**Description of the task**
Your task is to print all of the data word for word.

**Recorded information**

:::

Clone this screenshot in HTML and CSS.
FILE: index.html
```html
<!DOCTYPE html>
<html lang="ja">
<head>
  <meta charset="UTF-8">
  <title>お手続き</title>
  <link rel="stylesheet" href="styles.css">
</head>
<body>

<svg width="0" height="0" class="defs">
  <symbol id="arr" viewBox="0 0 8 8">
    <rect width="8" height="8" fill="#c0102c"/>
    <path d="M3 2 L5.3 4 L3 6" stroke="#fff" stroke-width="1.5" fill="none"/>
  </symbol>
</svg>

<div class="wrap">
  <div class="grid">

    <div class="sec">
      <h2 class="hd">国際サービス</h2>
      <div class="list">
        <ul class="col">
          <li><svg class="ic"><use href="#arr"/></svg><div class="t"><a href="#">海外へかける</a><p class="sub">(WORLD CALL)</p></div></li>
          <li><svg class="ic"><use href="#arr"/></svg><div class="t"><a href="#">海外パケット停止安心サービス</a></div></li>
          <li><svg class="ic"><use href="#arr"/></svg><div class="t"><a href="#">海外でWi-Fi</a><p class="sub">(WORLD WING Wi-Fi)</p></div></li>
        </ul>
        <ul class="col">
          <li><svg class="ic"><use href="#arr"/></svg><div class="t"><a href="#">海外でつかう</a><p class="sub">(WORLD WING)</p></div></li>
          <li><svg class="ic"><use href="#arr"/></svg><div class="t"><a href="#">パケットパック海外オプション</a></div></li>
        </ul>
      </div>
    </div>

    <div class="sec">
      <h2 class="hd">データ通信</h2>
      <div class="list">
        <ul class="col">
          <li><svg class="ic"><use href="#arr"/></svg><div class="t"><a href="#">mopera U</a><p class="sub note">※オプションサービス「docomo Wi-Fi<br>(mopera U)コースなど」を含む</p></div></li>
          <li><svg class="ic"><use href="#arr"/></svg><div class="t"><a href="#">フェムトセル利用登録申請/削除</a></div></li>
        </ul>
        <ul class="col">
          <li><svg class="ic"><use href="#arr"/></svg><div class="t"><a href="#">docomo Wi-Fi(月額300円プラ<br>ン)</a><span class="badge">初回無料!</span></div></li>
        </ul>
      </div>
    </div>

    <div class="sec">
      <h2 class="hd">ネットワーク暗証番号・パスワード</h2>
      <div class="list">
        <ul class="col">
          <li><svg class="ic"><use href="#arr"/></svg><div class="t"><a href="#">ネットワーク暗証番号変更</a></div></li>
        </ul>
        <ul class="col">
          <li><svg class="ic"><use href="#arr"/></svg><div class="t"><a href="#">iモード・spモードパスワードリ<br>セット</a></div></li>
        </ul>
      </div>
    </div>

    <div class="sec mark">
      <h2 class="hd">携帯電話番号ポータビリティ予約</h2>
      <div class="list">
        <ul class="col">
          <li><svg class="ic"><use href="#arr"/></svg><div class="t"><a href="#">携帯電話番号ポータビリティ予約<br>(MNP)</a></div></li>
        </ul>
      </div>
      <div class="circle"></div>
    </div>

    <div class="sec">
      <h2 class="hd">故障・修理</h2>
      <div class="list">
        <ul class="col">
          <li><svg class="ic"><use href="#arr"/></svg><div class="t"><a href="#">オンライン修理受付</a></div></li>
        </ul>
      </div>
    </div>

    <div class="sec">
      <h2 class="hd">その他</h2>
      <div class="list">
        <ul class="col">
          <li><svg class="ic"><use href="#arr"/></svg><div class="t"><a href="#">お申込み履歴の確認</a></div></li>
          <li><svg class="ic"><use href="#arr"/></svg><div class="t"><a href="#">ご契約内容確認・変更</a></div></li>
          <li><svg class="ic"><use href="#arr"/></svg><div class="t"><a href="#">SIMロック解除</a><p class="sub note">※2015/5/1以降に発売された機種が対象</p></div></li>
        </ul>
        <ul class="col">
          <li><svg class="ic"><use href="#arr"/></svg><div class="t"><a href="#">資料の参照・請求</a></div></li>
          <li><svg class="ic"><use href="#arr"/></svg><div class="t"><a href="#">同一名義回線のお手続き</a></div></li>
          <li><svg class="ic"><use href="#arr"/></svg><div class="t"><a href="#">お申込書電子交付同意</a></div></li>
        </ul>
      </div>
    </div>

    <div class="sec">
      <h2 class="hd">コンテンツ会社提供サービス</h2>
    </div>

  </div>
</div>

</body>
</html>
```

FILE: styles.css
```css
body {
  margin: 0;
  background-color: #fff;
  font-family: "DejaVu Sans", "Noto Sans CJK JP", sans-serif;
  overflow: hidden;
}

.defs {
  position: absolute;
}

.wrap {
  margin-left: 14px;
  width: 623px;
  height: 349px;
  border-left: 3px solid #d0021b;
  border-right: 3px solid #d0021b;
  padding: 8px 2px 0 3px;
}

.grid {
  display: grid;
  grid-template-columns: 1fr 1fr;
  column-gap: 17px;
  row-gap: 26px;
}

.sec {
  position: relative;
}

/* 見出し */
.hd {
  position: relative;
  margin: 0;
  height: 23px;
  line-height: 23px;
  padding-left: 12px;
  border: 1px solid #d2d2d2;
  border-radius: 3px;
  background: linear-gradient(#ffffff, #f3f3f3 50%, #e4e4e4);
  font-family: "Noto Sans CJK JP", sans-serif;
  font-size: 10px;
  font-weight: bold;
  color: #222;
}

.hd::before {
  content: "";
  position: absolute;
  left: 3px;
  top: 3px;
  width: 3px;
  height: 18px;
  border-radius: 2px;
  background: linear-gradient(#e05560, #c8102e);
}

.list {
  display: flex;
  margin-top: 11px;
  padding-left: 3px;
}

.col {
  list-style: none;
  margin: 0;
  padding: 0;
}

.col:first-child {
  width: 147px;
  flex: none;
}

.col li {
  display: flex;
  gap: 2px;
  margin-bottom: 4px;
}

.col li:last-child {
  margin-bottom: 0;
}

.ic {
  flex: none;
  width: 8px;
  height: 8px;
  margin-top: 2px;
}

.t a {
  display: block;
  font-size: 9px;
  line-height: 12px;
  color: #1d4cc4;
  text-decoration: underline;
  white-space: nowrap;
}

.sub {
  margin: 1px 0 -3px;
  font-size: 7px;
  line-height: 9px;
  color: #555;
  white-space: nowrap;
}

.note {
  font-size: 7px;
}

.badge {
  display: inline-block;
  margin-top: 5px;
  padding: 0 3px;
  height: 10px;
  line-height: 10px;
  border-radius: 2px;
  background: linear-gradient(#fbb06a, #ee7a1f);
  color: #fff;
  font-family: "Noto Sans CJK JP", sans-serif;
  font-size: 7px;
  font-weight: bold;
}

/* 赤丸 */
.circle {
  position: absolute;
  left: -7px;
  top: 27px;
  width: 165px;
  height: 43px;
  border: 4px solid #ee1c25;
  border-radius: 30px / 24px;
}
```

:::

**The reply**
Clone this screenshot in HTML and CSS.
FILE: index.html
```html
<!DOCTYPE html>
<html lang="ja">
<head>
  <meta charset="UTF-8">
  <title>お手続き</title>
  <link rel="stylesheet" href="styles.css">
</head>
<body>

<svg width="0" height="0" class="defs">
  <symbol id="arr" viewBox="0 0 8 8">
    <rect width="8" height="8" fill="#c0102c"/>
    <path d="M3 2 L5.3 4 L3 6" stroke="#fff" stroke-width="1.5" fill="none"/>
  </symbol>
</svg>

<div class="wrap">
  <div class="grid">

    <div class="sec">
      <h2 class="hd">国際サービス</h2>
      <div class="list">
        <ul class="col">
          <li><svg class="ic"><use href="#arr"/></svg><div class="t"><a href="#">海外へかける</a><p class="sub">(WORLD CALL)</p></div></li>
          <li><svg class="ic"><use href="#arr"/></svg><div class="t"><a href="#">海外パケット停止安心サービス</a></div></li>
          <li><svg class="ic"><use href="#arr"/></svg><div class="t"><a href="#">海外でWi-Fi</a><p class="sub">(WORLD WING Wi-Fi)</p></div></li>
        </ul>
        <ul class="col">
          <li><svg class="ic"><use href="#arr"/></svg><div class="t"><a href="#">海外でつかう</a><p class="sub">(WORLD WING)</p></div></li>
          <li><svg class="ic"><use href="#arr"/></svg><div class="t"><a href="#">パケットパック海外オプション</a></div></li>
        </ul>
      </div>
    </div>

    <div class="sec">
      <h2 class="hd">データ通信</h2>
      <div class="list">
        <ul class="col">
          <li><svg class="ic"><use href="#arr"/></svg><div class="t"><a href="#">mopera U</a><p class="sub note">※オプションサービス「docomo Wi-Fi<br>(mopera U)コースなど」を含む</p></div></li>
          <li><svg class="ic"><use href="#arr"/></svg><div class="t"><a href="#">フェムトセル利用登録申請/削除</a></div></li>
        </ul>
        <ul class="col">
          <li><svg class="ic"><use href="#arr"/></svg><div class="t"><a href="#">docomo Wi-Fi(月額300円プラ<br>ン)</a><span class="badge">初回無料!</span></div></li>
        </ul>
      </div>
    </div>

    <div class="sec">
      <h2 class="hd">ネットワーク暗証番号・パスワード</h2>
      <div class="list">
        <ul class="col">
          <li><svg class="ic"><use href="#arr"/></svg><div class="t"><a href="#">ネットワーク暗証番号変更</a></div></li>
        </ul>
        <ul class="col">
          <li><svg class="ic"><use href="#arr"/></svg><div class="t"><a href="#">iモード・spモードパスワードリ<br>セット</a></div></li>
        </ul>
      </div>
    </div>

    <div class="sec mark">
      <h2 class="hd">携帯電話番号ポータビリティ予約</h2>
      <div class="list">
        <ul class="col">
          <li><svg class="ic"><use href="#arr"/></svg><div class="t"><a href="#">携帯電話番号ポータビリティ予約<br>(MNP)</a></div></li>
        </ul>
      </div>
      <div class="circle"></div>
    </div>

    <div class="sec">
      <h2 class="hd">故障・修理</h2>
      <div class="list">
        <ul class="col">
          <li><svg class="ic"><use href="#arr"/></svg><div class="t"><a href="#">オンライン修理受付</a></div></li>
        </ul>
      </div>
    </div>

    <div class="sec">
      <h2 class="hd">その他</h2>
      <div class="list">
        <ul class="col">
          <li><svg class="ic"><use href="#arr"/></svg><div class="t"><a href="#">お申込み履歴の確認</a></div></li>
          <li><svg class="ic"><use href="#arr"/></svg><div class="t"><a href="#">ご契約内容確認・変更</a></div></li>
          <li><svg class="ic"><use href="#arr"/></svg><div class="t"><a href="#">SIMロック解除</a><p class="sub note">※2015/5/1以降に発売された機種が対象</p></div></li>
        </ul>
        <ul class="col">
          <li><svg class="ic"><use href="#arr"/></svg><div class="t"><a href="#">資料の参照・請求</a></div></li>
          <li><svg class="ic"><use href="#arr"/></svg><div class="t"><a href="#">同一名義回線のお手続き</a></div></li>
          <li><svg class="ic"><use href="#arr"/></svg><div class="t"><a href="#">お申込書電子交付同意</a></div></li>
        </ul>
      </div>
    </div>

    <div class="sec">
      <h2 class="hd">コンテンツ会社提供サービス</h2>
    </div>

  </div>
</div>

</body>
</html>
```

FILE: styles.css
```css
body {
  margin: 0;
  background-color: #fff;
  font-family: "DejaVu Sans", "Noto Sans CJK JP", sans-serif;
  overflow: hidden;
}

.defs {
  position: absolute;
}

.wrap {
  margin-left: 14px;
  width: 623px;
  height: 349px;
  border-left: 3px solid #d0021b;
  border-right: 3px solid #d0021b;
  padding: 8px 2px 0 3px;
}

.grid {
  display: grid;
  grid-template-columns: 1fr 1fr;
  column-gap: 17px;
  row-gap: 26px;
}

.sec {
  position: relative;
}

/* 見出し */
.hd {
  position: relative;
  margin: 0;
  height: 23px;
  line-height: 23px;
  padding-left: 12px;
  border: 1px solid #d2d2d2;
  border-radius: 3px;
  background: linear-gradient(#ffffff, #f3f3f3 50%, #e4e4e4);
  font-family: "Noto Sans CJK JP", sans-serif;
  font-size: 10px;
  font-weight: bold;
  color: #222;
}

.hd::before {
  content: "";
  position: absolute;
  left: 3px;
  top: 3px;
  width: 3px;
  height: 18px;
  border-radius: 2px;
  background: linear-gradient(#e05560, #c8102e);
}

.list {
  display: flex;
  margin-top: 11px;
  padding-left: 3px;
}

.col {
  list-style: none;
  margin: 0;
  padding: 0;
}

.col:first-child {
  width: 147px;
  flex: none;
}

.col li {
  display: flex;
  gap: 2px;
  margin-bottom: 4px;
}

.col li:last-child {
  margin-bottom: 0;
}

.ic {
  flex: none;
  width: 8px;
  height: 8px;
  margin-top: 2px;
}

.t a {
  display: block;
  font-size: 9px;
  line-height: 12px;
  color: #1d4cc4;
  text-decoration: underline;
  white-space: nowrap;
}

.sub {
  margin: 1px 0 -3px;
  font-size: 7px;
  line-height: 9px;
  color: #555;
  white-space: nowrap;
}

.note {
  font-size: 7px;
}

.badge {
  display: inline-block;
  margin-top: 5px;
  padding: 0 3px;
  height: 10px;
  line-height: 10px;
  border-radius: 2px;
  background: linear-gradient(#fbb06a, #ee7a1f);
  color: #fff;
  font-family: "Noto Sans CJK JP", sans-serif;
  font-size: 7px;
  font-weight: bold;
}

/* 赤丸 */
.circle {
  position: absolute;
  left: -7px;
  top: 27px;
  width: 165px;
  height: 43px;
  border: 4px solid #ee1c25;
  border-radius: 30px / 24px;
}
```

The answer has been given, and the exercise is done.